With the growth of the movement has come its growth in wealth and influence in government. The impressive INC buildings, which are all made with the same architectural style, are easily recognizable wherever their spires reach up into the Philippine sky and often seem to challenge the spires and buildings of the cross-town rivals, the Roman Catholic cathedrals. This noticeable presence and influence of the INC in the Philippines has been recognized by the Philippine government, so that it legislated in July 2009 that July 27 will be an annual holiday, known as “Iglesia Ni Cristo Day.”

Envisioning a future kingdom of Christ in the earth has had the effect of the INC becoming involved in the government of the Philippines. For example, the hierarchy in the INC dictates to its members how they must vote in national or regional elections. As a result, the INC is courted by many candidates for various offices in the country, including the presidency, since the INC represents a block vote of several million Filipino voters. This is one example that shows how earthly minded the INC actually is, even though Jesus showed plainly to Pilate how totally uninterested He was in a kingdom in this present sin-cursed earth (John 18:36).

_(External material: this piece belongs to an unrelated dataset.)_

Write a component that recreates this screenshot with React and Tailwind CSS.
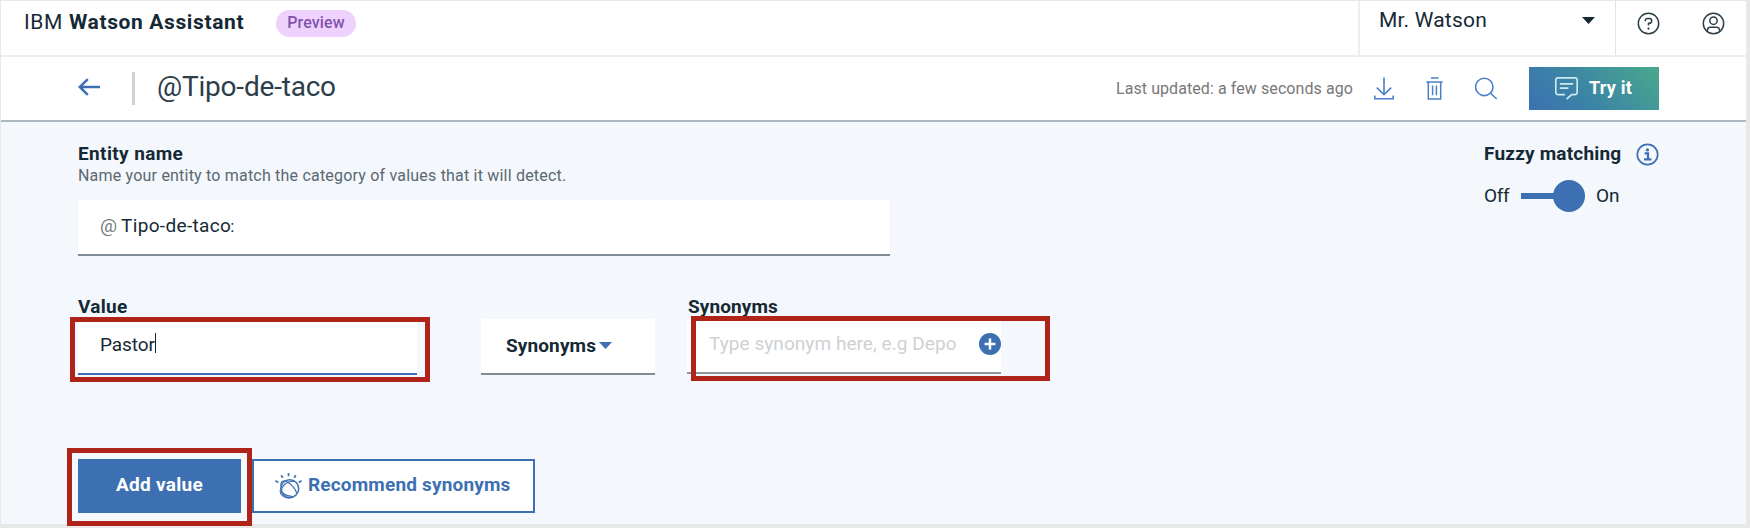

However, for the faithful church of Jesus Christ in the Philippines, the cult of Manalo represents another powerful enemy against sound doctrine and godliness. The INC belongs to the ranks of other well-known cults and enemies of Christ that have a foothold in the islands, such as Mormonism, the “Jehovah’s Witnesses,” and a few other lesser known, home-grown varieties. From these enemies of the truth and of the kingdom of Christ may the Lord preserve and protect His sheep and lambs here in faithful Reformed churches by means of distinctively biblical and Reformed preaching, so that His saints are not destroyed for lack of knowledge (Hosea 4:6) and deceived by doctrines of devils (I Tim. 4:1).